Under the next phase, interviews being conducted behind closed doors and additional evidence collected by chairman Adam Schiff's Intelligence Committee will be shared with the Judiciary Committee in the form of a report, witness transcripts and the additional evidence. The Judiciary Committee will weigh all evidence, while Trump's lawyers will be allowed to present a formal defense of him and cross-examine witnesses once the Judiciary Committee begins debate over whether to impeach him and produce articles of impeachment to send to the full House.
The Judiciary Committee procedures would empower chairman Jerrold Nadler to block Trump's lawyers from cross-examining witnesses if the president continues to try to prevent any of the four committees conducting impeachment-related investigations from gathering information from the executive branch.
"The evidence we have already collected paints the picture of a president who abused his power by using multiple levers of government to press a foreign country to interfere in the 2020 election," the four House committee chairmen involved in the inquiry wrote in a statement. "Following in the footsteps of previous impeachment inquiries, the next phase will move from closed depositions to open hearings where the American people will learn firsthand about the president’s misconduct."

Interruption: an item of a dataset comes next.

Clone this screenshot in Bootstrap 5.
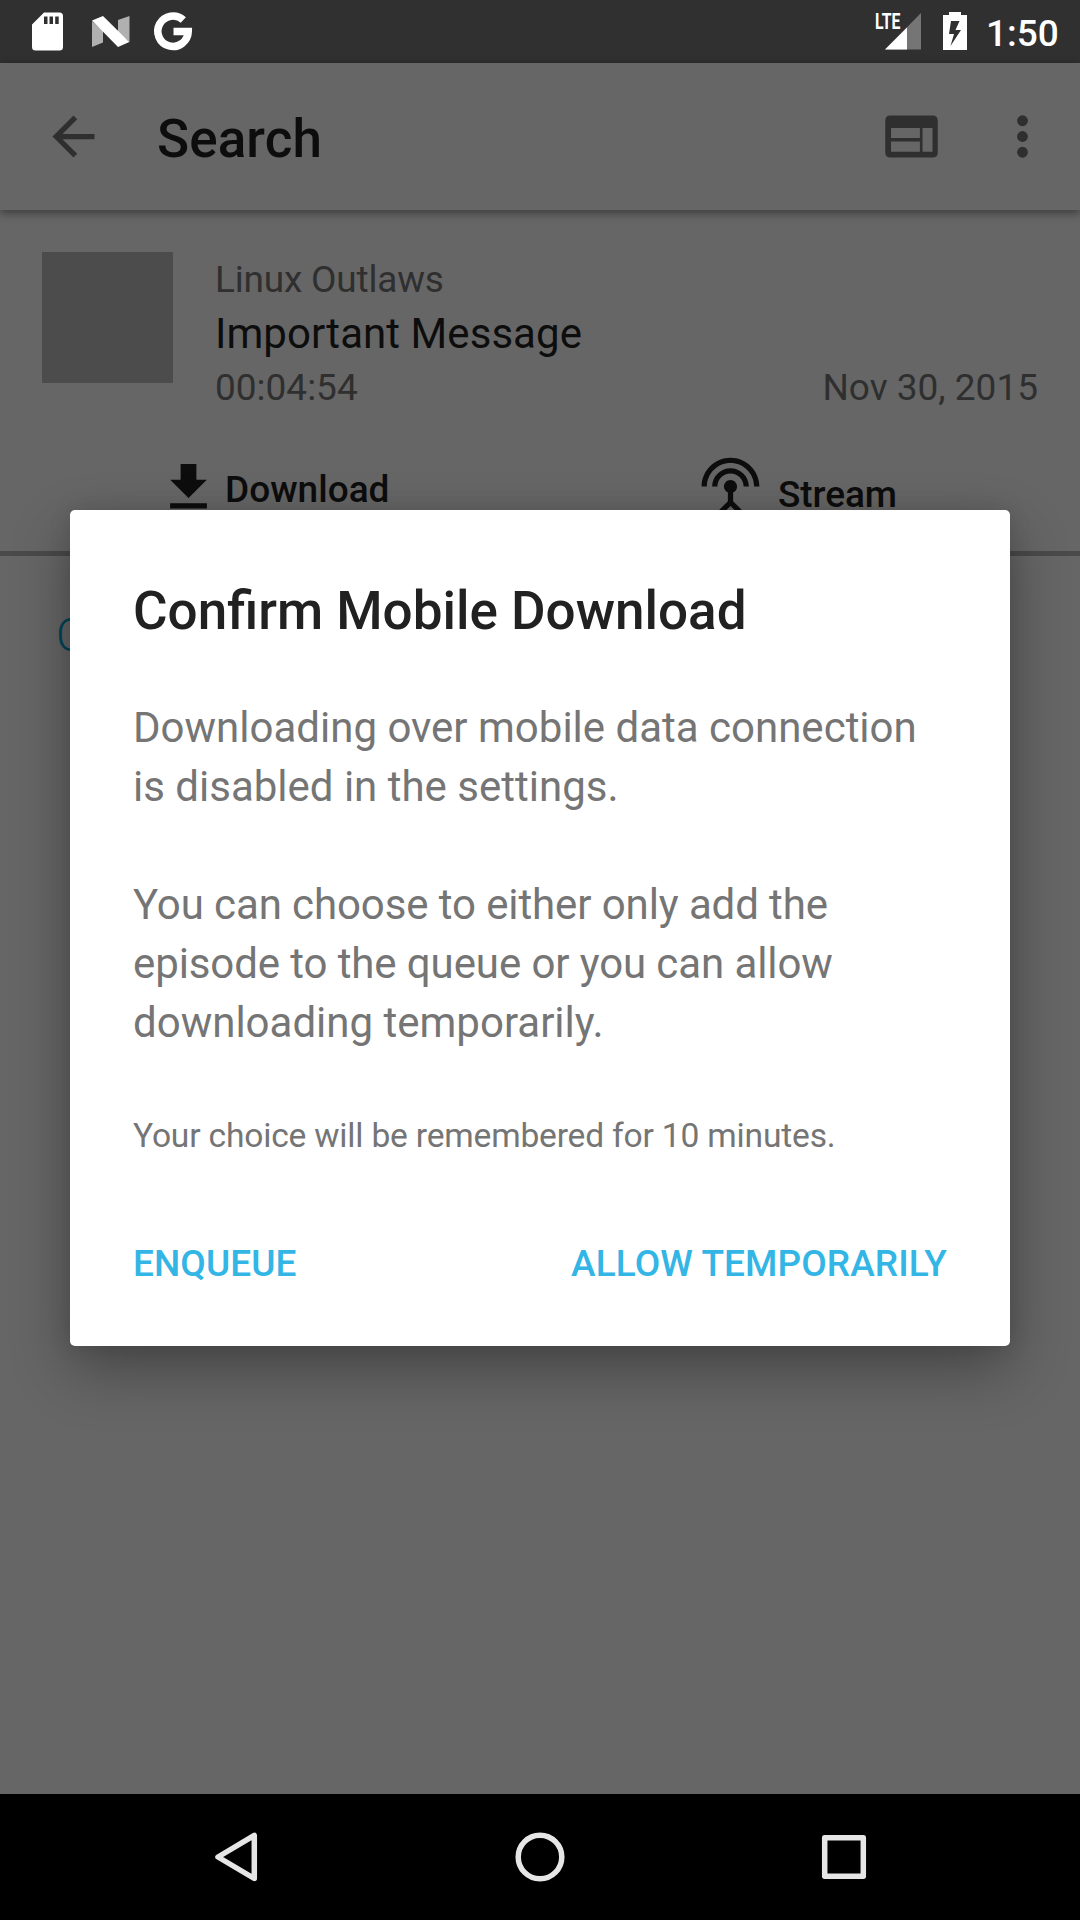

While these developments are poison for Republicans, none will silence the congressional sycophancy, let alone mute it, although the prattling against a "deep state" conspiracy is wearing exceedingly thin in the face of the growing mountain of evidence against the president, while dithering among the president's advisers about how to fight back beyond stonewalling and profanity-laced tweets is deepening the sense of panic.
Given the Republican stranglehold on the Senate, where an impeachment trial would be held, these developments will allow the Democrats to submit their powerful case against the president to the public more expeditiously and more directly, further undercutting his claims of absolute authority. And drawing in undecided voters while energizing the party's base in the run up to the election may be the most important task of all.